## Goal of the exercise
Copy out each line in the material below that has the word "this".

## Records for processing
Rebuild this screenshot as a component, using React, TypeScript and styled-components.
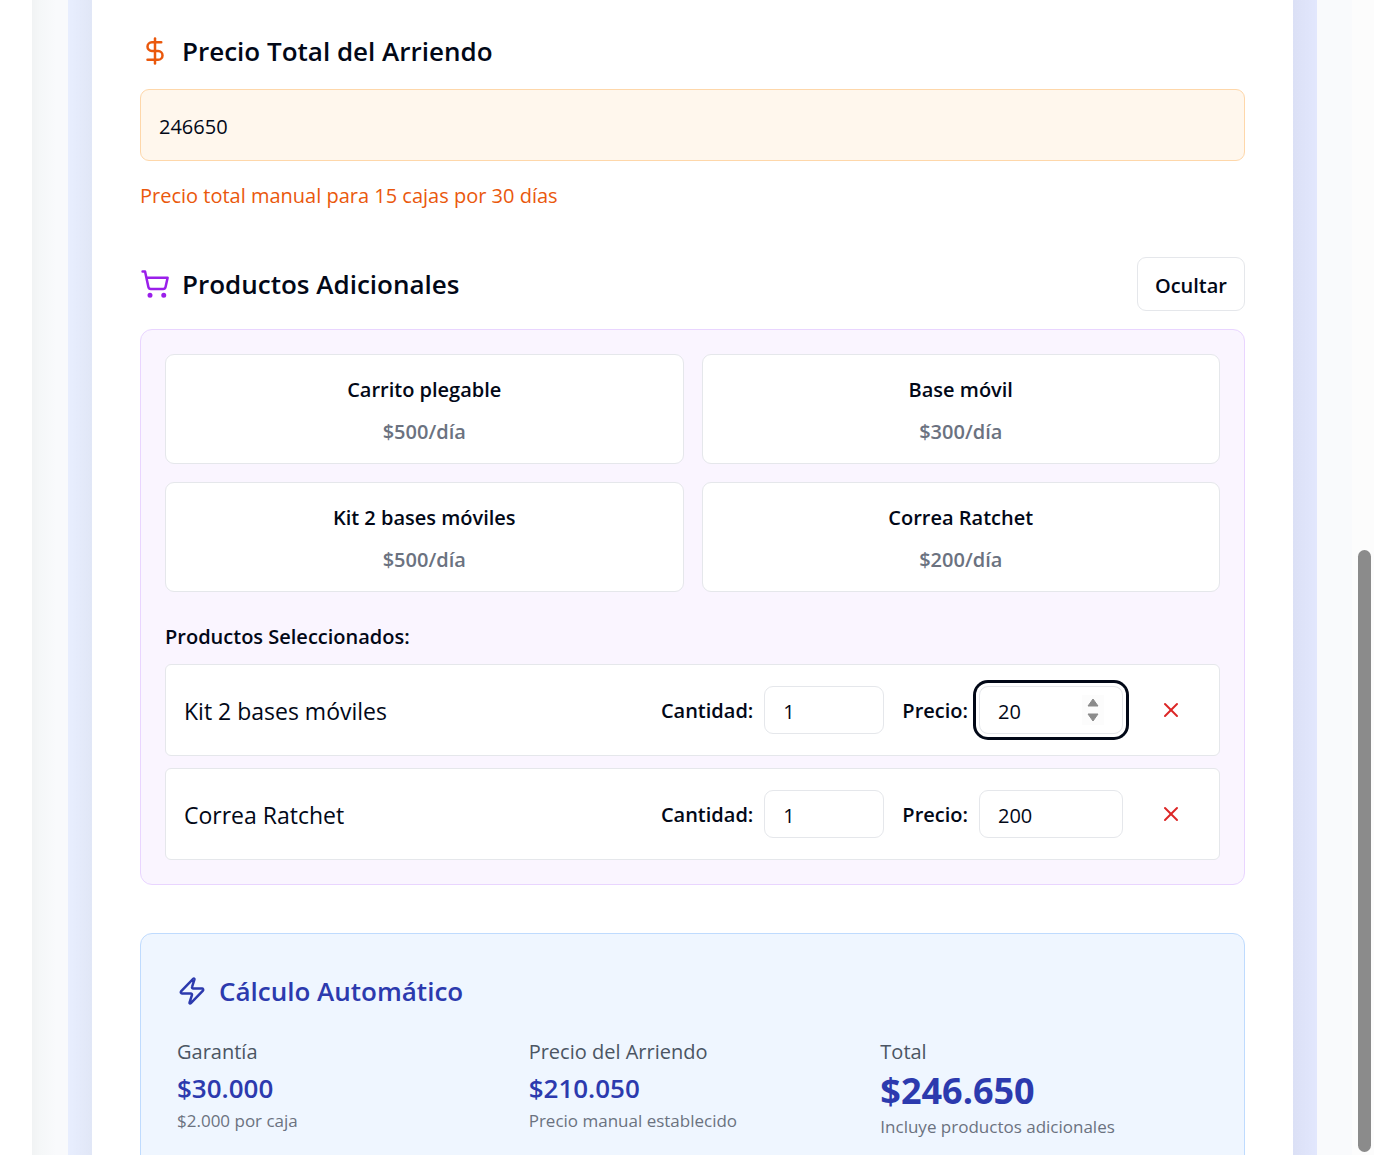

--

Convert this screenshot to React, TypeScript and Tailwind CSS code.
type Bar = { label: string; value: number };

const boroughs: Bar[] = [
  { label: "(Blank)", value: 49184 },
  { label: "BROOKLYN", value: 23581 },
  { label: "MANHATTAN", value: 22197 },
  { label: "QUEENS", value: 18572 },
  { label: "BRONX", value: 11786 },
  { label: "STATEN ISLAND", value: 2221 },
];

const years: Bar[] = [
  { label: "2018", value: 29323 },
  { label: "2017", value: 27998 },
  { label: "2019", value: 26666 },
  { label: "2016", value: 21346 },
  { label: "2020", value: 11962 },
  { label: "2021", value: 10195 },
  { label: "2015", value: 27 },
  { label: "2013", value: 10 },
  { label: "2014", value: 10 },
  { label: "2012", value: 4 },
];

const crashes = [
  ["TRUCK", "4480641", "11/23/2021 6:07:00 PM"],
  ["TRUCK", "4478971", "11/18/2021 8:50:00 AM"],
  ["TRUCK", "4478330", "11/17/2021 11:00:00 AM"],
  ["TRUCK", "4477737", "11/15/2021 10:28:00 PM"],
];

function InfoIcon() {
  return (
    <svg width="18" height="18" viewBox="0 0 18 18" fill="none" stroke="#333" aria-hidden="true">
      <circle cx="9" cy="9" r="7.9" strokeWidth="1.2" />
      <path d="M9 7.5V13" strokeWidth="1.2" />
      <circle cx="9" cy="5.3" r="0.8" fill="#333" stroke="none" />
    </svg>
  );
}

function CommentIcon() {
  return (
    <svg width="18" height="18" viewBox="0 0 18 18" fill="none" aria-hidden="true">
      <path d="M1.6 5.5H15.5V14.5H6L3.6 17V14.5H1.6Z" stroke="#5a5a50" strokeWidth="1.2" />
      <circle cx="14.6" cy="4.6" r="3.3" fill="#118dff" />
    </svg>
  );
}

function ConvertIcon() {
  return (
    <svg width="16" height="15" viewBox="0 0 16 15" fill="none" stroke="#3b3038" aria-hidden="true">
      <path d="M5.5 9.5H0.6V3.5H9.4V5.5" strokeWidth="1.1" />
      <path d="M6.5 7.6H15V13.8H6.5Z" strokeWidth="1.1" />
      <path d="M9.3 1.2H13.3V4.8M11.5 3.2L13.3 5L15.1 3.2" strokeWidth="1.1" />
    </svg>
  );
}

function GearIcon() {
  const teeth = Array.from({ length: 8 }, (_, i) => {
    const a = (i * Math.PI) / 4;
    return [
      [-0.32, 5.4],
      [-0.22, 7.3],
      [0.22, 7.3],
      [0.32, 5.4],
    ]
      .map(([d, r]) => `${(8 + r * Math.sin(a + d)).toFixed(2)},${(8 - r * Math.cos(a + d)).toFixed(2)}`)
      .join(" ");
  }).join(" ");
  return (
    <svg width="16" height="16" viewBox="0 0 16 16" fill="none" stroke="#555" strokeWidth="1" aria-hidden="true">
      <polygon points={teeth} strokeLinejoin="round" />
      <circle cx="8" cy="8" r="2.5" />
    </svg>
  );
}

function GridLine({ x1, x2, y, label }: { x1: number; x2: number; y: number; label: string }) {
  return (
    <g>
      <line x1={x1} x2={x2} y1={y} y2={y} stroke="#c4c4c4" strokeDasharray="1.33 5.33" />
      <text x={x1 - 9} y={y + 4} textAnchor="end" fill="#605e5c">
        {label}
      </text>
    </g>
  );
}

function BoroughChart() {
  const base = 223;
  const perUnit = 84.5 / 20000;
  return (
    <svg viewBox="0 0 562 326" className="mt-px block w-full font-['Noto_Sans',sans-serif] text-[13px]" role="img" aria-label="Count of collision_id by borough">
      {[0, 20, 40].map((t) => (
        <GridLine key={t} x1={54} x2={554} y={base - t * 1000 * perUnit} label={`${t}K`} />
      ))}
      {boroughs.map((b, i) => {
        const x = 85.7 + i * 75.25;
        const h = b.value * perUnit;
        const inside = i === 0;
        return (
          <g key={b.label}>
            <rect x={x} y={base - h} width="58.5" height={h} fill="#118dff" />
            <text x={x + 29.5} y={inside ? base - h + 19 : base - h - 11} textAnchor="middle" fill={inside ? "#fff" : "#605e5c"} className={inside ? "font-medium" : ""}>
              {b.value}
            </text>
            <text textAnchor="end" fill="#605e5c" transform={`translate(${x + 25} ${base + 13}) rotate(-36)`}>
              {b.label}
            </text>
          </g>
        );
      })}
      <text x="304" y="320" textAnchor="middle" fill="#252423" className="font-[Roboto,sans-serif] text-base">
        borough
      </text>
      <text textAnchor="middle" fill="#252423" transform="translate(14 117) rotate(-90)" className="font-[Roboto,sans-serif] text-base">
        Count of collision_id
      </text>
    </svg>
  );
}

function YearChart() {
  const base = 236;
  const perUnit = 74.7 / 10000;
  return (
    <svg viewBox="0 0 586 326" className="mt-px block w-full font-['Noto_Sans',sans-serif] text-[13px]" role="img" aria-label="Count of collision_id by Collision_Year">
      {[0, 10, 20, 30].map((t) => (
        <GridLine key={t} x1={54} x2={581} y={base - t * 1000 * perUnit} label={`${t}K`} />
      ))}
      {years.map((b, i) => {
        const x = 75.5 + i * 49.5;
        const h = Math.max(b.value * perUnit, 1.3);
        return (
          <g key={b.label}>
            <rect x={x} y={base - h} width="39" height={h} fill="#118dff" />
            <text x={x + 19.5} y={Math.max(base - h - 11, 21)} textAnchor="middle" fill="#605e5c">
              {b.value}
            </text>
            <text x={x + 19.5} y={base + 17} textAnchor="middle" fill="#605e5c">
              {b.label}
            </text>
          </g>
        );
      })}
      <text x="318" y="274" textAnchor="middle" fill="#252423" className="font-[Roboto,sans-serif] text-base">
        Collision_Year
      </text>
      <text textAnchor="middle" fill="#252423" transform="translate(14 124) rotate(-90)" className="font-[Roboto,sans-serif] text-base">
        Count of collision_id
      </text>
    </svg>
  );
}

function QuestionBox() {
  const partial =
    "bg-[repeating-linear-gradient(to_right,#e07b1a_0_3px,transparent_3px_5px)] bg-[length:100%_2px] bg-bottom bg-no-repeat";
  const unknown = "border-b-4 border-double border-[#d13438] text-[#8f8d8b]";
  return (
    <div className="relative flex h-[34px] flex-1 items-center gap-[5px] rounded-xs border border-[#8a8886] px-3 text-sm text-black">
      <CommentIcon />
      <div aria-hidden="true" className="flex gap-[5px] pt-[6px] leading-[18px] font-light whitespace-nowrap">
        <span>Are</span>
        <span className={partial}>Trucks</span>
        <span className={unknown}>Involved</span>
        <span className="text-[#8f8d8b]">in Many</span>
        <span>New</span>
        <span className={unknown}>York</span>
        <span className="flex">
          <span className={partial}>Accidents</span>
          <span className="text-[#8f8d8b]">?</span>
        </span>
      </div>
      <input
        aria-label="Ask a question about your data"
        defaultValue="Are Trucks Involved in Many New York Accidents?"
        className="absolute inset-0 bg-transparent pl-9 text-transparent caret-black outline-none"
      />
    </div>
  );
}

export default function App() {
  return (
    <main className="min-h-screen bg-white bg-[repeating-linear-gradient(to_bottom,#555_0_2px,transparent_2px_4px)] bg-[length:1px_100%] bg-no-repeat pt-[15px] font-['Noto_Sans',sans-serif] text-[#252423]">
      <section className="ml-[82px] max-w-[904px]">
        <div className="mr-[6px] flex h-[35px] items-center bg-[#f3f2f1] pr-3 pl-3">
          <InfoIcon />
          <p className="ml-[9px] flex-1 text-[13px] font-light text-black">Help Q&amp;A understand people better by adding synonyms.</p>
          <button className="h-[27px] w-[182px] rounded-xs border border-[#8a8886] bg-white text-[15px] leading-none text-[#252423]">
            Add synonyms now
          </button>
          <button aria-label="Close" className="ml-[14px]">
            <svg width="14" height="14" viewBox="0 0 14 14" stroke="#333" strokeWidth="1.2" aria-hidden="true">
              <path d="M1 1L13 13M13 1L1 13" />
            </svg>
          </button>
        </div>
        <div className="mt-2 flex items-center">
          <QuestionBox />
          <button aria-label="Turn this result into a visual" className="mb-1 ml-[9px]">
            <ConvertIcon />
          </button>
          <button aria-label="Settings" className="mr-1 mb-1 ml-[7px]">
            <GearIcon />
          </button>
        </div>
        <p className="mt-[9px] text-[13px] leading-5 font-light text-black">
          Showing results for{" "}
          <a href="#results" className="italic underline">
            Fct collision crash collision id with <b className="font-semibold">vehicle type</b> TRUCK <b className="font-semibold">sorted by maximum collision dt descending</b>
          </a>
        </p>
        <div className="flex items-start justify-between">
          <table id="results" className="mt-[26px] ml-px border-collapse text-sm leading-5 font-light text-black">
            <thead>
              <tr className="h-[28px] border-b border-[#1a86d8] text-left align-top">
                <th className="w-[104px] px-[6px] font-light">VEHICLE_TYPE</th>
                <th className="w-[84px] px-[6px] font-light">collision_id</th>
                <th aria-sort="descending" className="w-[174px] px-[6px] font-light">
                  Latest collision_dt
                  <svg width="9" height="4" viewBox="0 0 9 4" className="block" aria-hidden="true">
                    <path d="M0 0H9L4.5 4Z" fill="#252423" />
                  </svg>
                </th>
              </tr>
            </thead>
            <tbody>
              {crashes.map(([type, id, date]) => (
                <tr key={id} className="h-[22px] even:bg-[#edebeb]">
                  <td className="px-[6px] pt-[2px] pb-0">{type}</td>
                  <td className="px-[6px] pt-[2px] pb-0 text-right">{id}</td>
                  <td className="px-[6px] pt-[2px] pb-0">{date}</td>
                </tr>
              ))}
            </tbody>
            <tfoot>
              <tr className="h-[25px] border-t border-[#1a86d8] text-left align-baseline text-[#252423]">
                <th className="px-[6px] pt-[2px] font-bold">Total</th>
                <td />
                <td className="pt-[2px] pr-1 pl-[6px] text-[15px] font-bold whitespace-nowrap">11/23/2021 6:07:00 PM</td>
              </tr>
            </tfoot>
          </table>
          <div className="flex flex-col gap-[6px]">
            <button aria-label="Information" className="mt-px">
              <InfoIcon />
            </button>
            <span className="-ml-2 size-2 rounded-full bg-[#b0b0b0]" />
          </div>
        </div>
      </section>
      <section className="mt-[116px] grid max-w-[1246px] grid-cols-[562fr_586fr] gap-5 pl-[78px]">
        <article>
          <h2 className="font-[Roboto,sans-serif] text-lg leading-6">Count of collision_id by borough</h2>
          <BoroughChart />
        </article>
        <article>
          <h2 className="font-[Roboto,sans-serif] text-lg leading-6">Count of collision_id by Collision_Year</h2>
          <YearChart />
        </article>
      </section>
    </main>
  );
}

--

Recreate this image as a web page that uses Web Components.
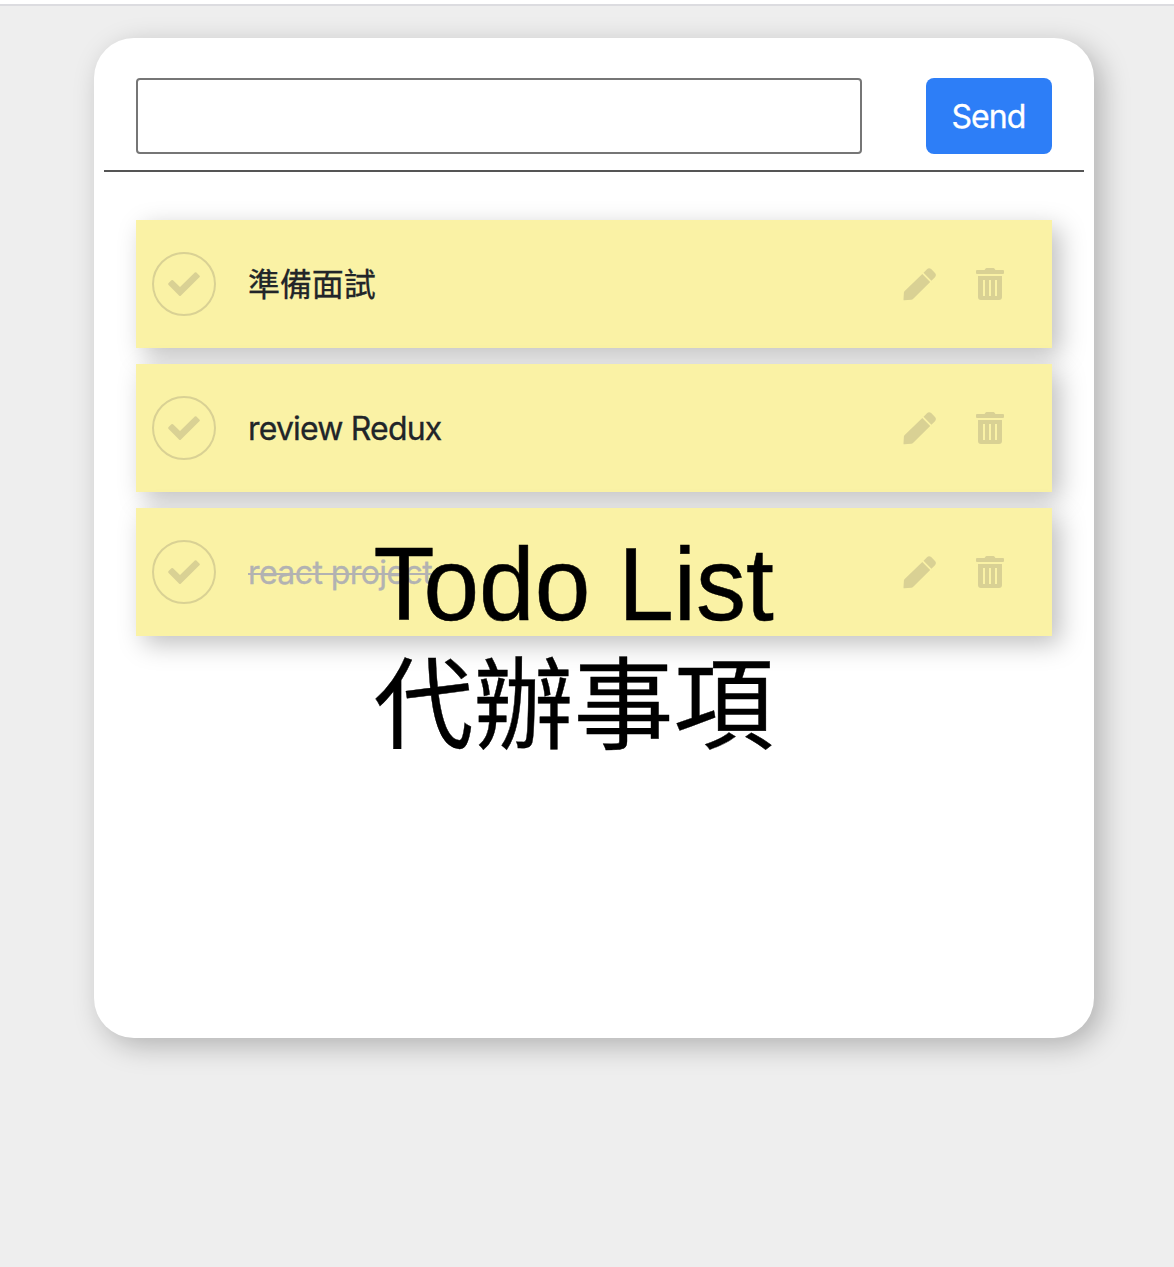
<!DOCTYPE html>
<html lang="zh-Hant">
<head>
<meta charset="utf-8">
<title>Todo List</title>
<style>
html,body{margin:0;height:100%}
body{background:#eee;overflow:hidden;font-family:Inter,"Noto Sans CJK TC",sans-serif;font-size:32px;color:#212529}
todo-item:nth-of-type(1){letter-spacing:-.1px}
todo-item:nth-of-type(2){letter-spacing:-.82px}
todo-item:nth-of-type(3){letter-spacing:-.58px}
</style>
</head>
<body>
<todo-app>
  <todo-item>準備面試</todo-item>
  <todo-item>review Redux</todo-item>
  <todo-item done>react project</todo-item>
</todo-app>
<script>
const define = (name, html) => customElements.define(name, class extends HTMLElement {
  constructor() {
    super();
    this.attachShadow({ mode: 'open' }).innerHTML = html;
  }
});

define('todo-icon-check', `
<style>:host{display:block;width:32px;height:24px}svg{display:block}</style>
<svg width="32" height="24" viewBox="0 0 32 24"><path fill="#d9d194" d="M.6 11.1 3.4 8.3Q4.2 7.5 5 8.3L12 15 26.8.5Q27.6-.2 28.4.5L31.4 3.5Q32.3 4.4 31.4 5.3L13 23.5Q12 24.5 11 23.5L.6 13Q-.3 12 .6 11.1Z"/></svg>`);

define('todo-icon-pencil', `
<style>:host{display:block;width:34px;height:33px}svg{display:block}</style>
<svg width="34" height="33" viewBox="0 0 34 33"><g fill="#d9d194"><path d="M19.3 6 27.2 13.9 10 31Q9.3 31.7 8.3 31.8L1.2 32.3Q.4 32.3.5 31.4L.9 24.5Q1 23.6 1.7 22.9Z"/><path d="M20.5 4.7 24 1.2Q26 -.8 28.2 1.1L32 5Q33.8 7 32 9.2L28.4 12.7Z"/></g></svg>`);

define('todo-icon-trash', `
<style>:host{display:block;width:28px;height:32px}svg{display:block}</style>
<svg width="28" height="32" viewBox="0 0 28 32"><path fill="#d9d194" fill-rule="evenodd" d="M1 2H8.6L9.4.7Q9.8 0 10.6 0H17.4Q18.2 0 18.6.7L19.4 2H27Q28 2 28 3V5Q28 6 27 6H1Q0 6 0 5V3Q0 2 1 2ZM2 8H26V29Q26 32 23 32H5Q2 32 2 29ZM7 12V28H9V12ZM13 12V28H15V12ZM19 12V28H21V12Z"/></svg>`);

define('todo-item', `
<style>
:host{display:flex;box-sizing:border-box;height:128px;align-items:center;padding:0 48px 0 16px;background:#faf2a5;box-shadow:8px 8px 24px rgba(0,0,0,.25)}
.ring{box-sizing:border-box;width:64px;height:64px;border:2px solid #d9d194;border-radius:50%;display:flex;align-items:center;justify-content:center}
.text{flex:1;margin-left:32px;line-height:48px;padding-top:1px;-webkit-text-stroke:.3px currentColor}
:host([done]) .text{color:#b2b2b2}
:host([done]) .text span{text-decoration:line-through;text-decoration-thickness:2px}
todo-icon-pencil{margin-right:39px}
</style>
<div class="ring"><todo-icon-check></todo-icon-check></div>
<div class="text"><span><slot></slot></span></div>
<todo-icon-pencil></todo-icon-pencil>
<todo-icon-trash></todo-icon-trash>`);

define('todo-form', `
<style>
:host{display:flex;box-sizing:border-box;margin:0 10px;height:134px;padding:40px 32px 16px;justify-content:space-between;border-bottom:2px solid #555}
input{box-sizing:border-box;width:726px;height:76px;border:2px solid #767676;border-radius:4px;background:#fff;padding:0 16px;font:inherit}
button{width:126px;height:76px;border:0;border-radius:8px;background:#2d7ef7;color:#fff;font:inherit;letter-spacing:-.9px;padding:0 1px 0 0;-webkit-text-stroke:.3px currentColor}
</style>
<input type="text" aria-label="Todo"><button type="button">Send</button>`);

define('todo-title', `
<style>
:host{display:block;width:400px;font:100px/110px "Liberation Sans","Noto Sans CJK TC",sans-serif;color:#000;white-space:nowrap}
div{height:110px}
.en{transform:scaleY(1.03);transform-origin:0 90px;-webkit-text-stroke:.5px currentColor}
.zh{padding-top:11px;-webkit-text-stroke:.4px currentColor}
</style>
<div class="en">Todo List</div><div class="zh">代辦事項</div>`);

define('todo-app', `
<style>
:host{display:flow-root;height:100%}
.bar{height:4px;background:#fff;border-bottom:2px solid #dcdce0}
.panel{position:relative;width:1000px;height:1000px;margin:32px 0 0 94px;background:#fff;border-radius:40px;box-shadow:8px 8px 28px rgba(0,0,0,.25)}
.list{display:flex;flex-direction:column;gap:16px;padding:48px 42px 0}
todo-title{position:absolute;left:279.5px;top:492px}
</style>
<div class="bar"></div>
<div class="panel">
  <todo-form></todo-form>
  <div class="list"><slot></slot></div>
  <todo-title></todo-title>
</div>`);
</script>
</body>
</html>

## Solved exercise
Rebuild this screenshot as a component, using React, TypeScript and styled-components.
Convert this screenshot to React, TypeScript and Tailwind CSS code.
          <button aria-label="Turn this result into a visual" className="mb-1 ml-[9px]">
Recreate this image as a web page that uses Web Components.
    this.attachShadow({ mode: 'open' }).innerHTML = html;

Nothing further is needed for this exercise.